Coralloidolides A, B, C, and E
Trauner, Kimbrough, Roethle, Mayer. ACIEE, 2010, EarlyView. DOI: 10.1002/anie.200906126.
It’s not often I get to summarise an entire paper in one scheme, so I’m not. Erm, what I mean to say is that I could, but I think for decencies-sake, I’m going to pad this out a bit! Back in 2006, Dirk Trauner (still at Berkeley back then) completed a rather neat synthesis of Bipinnatin, completing the target in a rather neat nine steps (including a very nice Alder-ene reaction…). This synthesis was actually a means to an entire series, as Bipinnatin can be converted into a whole-load of natural products in a biosynthetic fashion. This was also published in 2006, and resulted in Intricarene (using a 1,3-dipolar cycloaddition), as well as Rubifolide and Isoepilophodione.
This most recent work in Angewantde takes this further, turning Rubifolide into the Coralloidolide family, again using biosynthetic principles.

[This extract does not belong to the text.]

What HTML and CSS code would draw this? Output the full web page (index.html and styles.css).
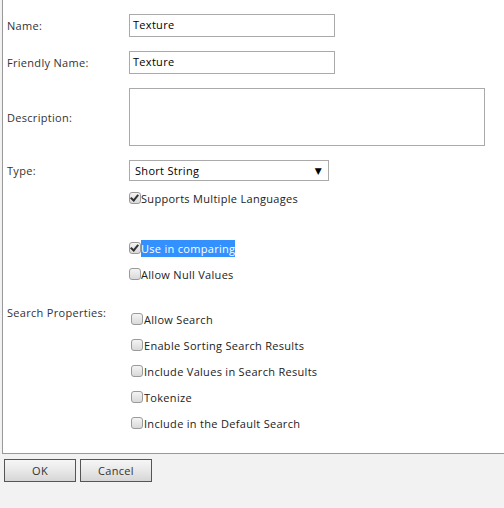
FILE: index.html
```html
<!DOCTYPE html>
<html>
<head>
<meta charset="utf-8">
<link rel="stylesheet" href="styles.css">
</head>
<body>
<div class="panel">
  <div class="row">
    <label class="lbl">Name:</label>
    <div class="field text-field">Texture</div>
  </div>
  <div class="row">
    <label class="lbl">Friendly Name:</label>
    <div class="field text-field">Texture</div>
  </div>
  <div class="row">
    <label class="lbl">Description:</label>
    <div class="field textarea"></div>
  </div>
  <div class="row">
    <label class="lbl">Type:</label>
    <div class="field select"><span>Short String</span><span class="arrow">▼</span></div>
  </div>
  <div class="checks first">
    <div class="check-row"><span class="cb checked"></span><span>Supports Multiple Languages</span></div>
  </div>
  <div class="checks second">
    <div class="check-row"><span class="cb checked"></span><span class="sel">Use in comparing</span></div>
    <div class="check-row"><span class="cb"></span><span>Allow Null Values</span></div>
  </div>
  <div class="search">
    <div class="lbl search-lbl">Search Properties:</div>
    <div class="search-list">
      <div class="check-row"><span class="cb"></span><span>Allow Search</span></div>
      <div class="check-row"><span class="cb"></span><span>Enable Sorting Search Results</span></div>
      <div class="check-row"><span class="cb"></span><span>Include Values in Search Results</span></div>
      <div class="check-row"><span class="cb"></span><span>Tokenize</span></div>
      <div class="check-row"><span class="cb"></span><span>Include in the Default Search</span></div>
    </div>
  </div>
</div>
<div class="buttons">
  <button class="btn">OK</button>
  <button class="btn">Cancel</button>
</div>
</body>
</html>
```
FILE: styles.css
```css
html, body {
  margin: 0;
  padding: 0;
}
body {
  background: #f2f2f2;
  font-family: "Open Sans", "DejaVu Sans", sans-serif;
  font-size: 11px;
  letter-spacing: 0.3px;
  color: #222;
  width: 504px;
  height: 508px;
  overflow: hidden;
}
.panel {
  margin-left: 2px;
  height: 454px;
  box-sizing: border-box;
  background: #fff;
  border-left: 1px solid #999;
  border-bottom: 1px solid #999;
  padding-top: 14px;
}
.row {
  display: flex;
  align-items: center;
  margin-bottom: 14px;
}
.lbl {
  width: 122px;
  padding-left: 4px;
  color: #333;
  flex: none;
}
.field {
  box-sizing: border-box;
  border: 1px solid #aaa;
  background: #fff;
}
.text-field {
  width: 206px;
  height: 23px;
  line-height: 20px;
  padding-left: 3px;
  color: #000;
}
.textarea {
  width: 356px;
  height: 58px;
}
.select {
  width: 200px;
  height: 21px;
  display: flex;
  justify-content: space-between;
  align-items: center;
  padding: 0 6px 0 5px;
  color: #000;
}
.arrow {
  font-size: 9px;
}
.row:nth-child(4) {
  margin-bottom: 4px;
}
.checks {
  padding-left: 126px;
}
.second {
  margin-top: 24px;
}
.check-row {
  height: 26px;
  display: flex;
  align-items: center;
  color: #222;
}
.cb {
  width: 12px;
  height: 12px;
  box-sizing: border-box;
  border: 1px solid #9a9a9a;
  border-radius: 3px;
  background: linear-gradient(#f4f4f4, #d9d9d9);
  flex: none;
  position: relative;
}
.cb.checked::after {
  content: "";
  position: absolute;
  left: 2px;
  top: 0px;
  width: 3px;
  height: 6px;
  border-right: 2px solid #333;
  border-bottom: 2px solid #333;
  transform: rotate(40deg);
}
.sel {
  background: #3390ff;
  color: #fff;
  line-height: 17px;
}
.search {
  display: flex;
  margin-top: 19px;
}
.search-lbl {
  line-height: 13px;
}
.search-list {
  padding-left: 2px;
}
.search-list .cb {
  margin-right: 1px;
}
.buttons {
  display: flex;
  gap: 4px;
  padding: 5px 0 0 4px;
}
.btn {
  width: 72px;
  height: 23px;
  box-sizing: border-box;
  border: 1px solid #555;
  border-radius: 0;
  background: linear-gradient(#f6f6f6, #e8e8e8 50%, #d6d6d6);
  font-family: "Open Sans", "DejaVu Sans", sans-serif;
  font-size: 11px;
  letter-spacing: 0.3px;
  color: #333;
  padding: 0;
  margin: 0;
}
```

I’m not going into the Bipinnatin J synthesis – that actually goes pre-TotSyn (PTS), but I’ll mention that reduction of that into Rubifolide needs only a little triethylsilane, selectively nuking that pesky hydroxyl in almost quantitative ease. Again, that was published earlier, so to the new stuff – starting with an oxidation. Using that primitive formula of basic peroxide, a nucleophilic epoxiation selectively oxygenates the furanone, entirely diastereoselectively, and yielding the first Coralloidolide, A. Switching to mCPBA, the oxidation action moves to the furan, ring-opening to a 1,4-diketone and generating a rather suspicious-looking ‘dienedione‘ (???). This, amazingly, is a further Coralloidolide – E this time. I’m utterly amazed that this beastie is stable enough to isolate…
Unstable it was – finding reliable conditions for transformation of Coralloidolide E was an effort, with Trauner describing loss of much of their material to ‘a large number of intractable products’, or as I tend to term it, black guff in a flask. Instability is the key, though, as treatment of this with a little scandium triflate (probably quite a long way along the likely-reagents-shelf) resulted in a double trans-annular ring closure, producing a dihydrofuran and a tetrahydro pyran oxepine, along with a pair of stereocenters. Bizarrely, only dioxane (or dioxan as my lab-mates insist on naming it…) is good enough for this reaction – other polar-aprotic solvents such as DMF don’t do the trick. Trauner believes the mechanism is distinctly stepwise, with a hydration of the dienedione first, and then closure onto the epoxide, and that the scandium triflate is required for both steps. Trauner also manages to effect a synthesis of Coralloidolide C, using DBU to perform a transannular aldol reaction on Coralloidolide E, rounding off a rather neat bit of work.
Don’t feel too short-changed by this micro-post; I’m working my way through Overman’s epic Actinophyllic Acid paper this week, and might have it out tomorrow.